Mefatinib (MET306) is a novel second-generation epidermal growth factor receptor-tyrosine kinase inhibitor (EGFR-TKI) designed to address the highly unmet clinical need of gefitinib-induced resistance and irreversibly bind to mutated tyrosine kinase domain of EGFR and human epidermal growth factor receptor 2 (HER2). In this study, a liquid chromatography–tandem mass spectrometry method was established and validated for determining MET306 in non-small cell lung cancer patients and a backpropagation artificial neural network was developed and constructed to predict the pharmacokinetic process. The mobile phase was water containing 5 mM ammonium acetate and acetonitrile at a flow rate of 0.3 mL min−1, within a 4.5 min run time. MET306 was separated on a Hypersil Gold-C18 at 40 °C and subjected to mass analysis using positive electrospray ionization.
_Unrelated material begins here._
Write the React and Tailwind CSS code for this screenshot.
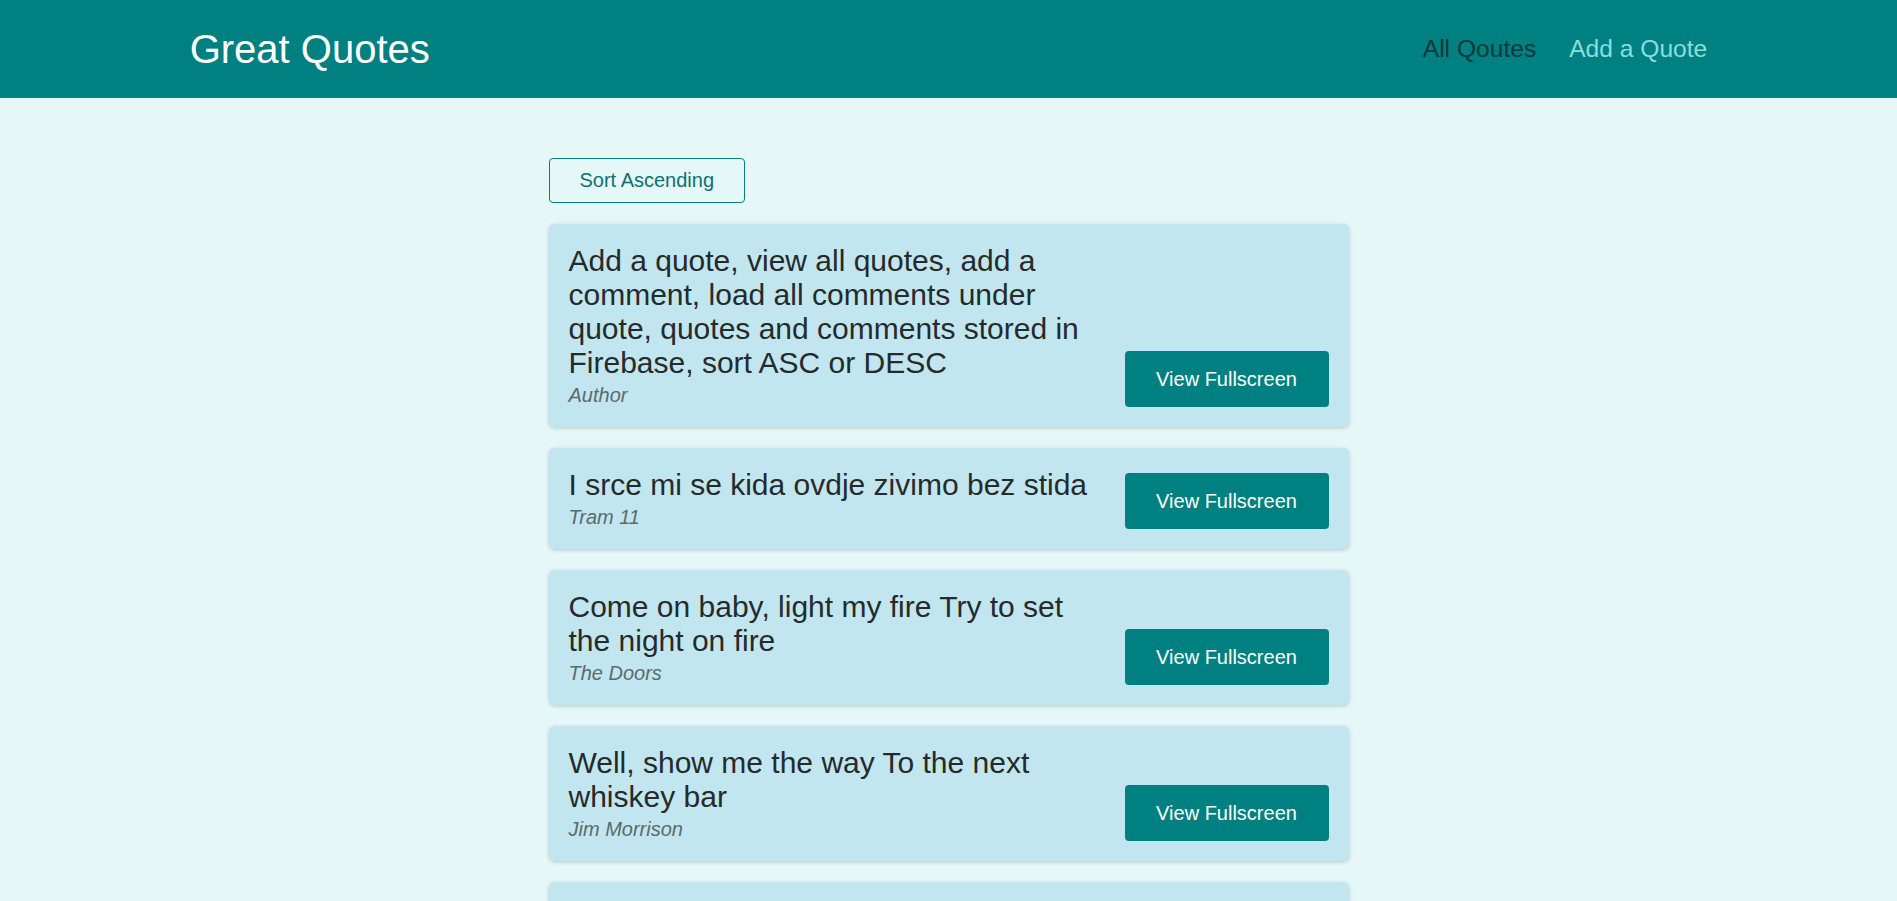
import { useState } from 'react';

const QUOTES = [
  {
    id: 'q1',
    text: 'Add a quote, view all quotes, add a comment, load all comments under quote, quotes and comments stored in Firebase, sort ASC or DESC',
    author: 'Author',
  },
  { id: 'q2', text: 'I srce mi se kida ovdje zivimo bez stida', author: 'Tram 11' },
  { id: 'q3', text: 'Come on baby, light my fire Try to set the night on fire', author: 'The Doors' },
  { id: 'q4', text: 'Well, show me the way To the next whiskey bar', author: 'Jim Morrison' },
  { id: 'q5', text: 'People are strange when you are a stranger', author: 'The Doors' },
];

function QuoteItem({ text, author }) {
  return (
    <li className="flex items-end justify-between rounded-[6px] bg-[#c2e6ef] p-5 shadow-[0_1px_4px_rgba(0,0,0,0.2)]">
      <figure className="w-[530px]">
        <blockquote className="mb-[4px] text-[30px] leading-[34px] text-[#252a2b]">
          <p>{text}</p>
        </blockquote>
        <figcaption className="text-[20px] leading-[23px] italic text-[#5b6a6c]">{author}</figcaption>
      </figure>
      <button className="flex h-[56px] w-[204px] shrink-0 items-center justify-center rounded-[4px] bg-[#008080] text-[20px] text-white">
        View Fullscreen
      </button>
    </li>
  );
}

export default function App() {
  const [ascending, setAscending] = useState(true);

  return (
    <div className="min-h-screen bg-[#e6f7f7] font-['Liberation_Sans',Arial,sans-serif]">
      {/* Header */}
      <header className="flex h-[98px] items-center justify-between bg-[#008080] px-[10%]">
        <div className="text-[40px] text-white">Great Quotes</div>
        <nav>
          <ul className="flex gap-[33px] text-[24.6px]">
            <li>
              <a href="#" className="text-[#0b3a3a]">All Qoutes</a>
            </li>
            <li>
              <a href="#" className="text-[#88dfdf]">Add a Quote</a>
            </li>
          </ul>
        </nav>
      </header>

      {/* Quote list */}
      <main className="mx-auto w-[800px] pt-[60px]">
        <div className="mb-[21px]">
          <button
            onClick={() => setAscending(!ascending)}
            className="rounded-[4px] border border-[#008080] px-[30px] py-[10px] text-[20px] leading-[23px] text-[#0b7272]"
          >
            {ascending ? 'Sort Ascending' : 'Sort Descending'}
          </button>
        </div>
        <ul className="flex flex-col gap-[21px]">
          {QUOTES.map((q) => (
            <QuoteItem key={q.id} text={q.text} author={q.author} />
          ))}
        </ul>
      </main>
    </div>
  );
}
A total of 524 data were used as development groups and 145 data were used as testing groups. The final established Northern Goshawk Optimization-Backpropagation Artificial Neural Network (NGO-BPANN) model consisted of one input layer with 6 neurons, 1 hidden layer with 10 nodes, and 1 output layer with one node processed by MATLAB2021a.The calibration range of MET306 was 0.5–200 ng mL−1 with the correlation coefficient r ≥ 0.99. Accuracies ranged from 97.20 to 110.80% and the inter- and intra-assay precision were less than 15%. The ranges of extraction recoveries were 104.95% to 112.09% for analyte and internal standard and there was no significant matrix effect. The storage stability under different conditions was in accordance with the bioanalytical guidelines. The time-concentration profiles of the measured and predicted concentrations of MET306 by NGO-BPANN agree well. An NGO-BPANN model was developed to predict the plasma concentration and pharmacokinetic parameters of MET306 in the first time.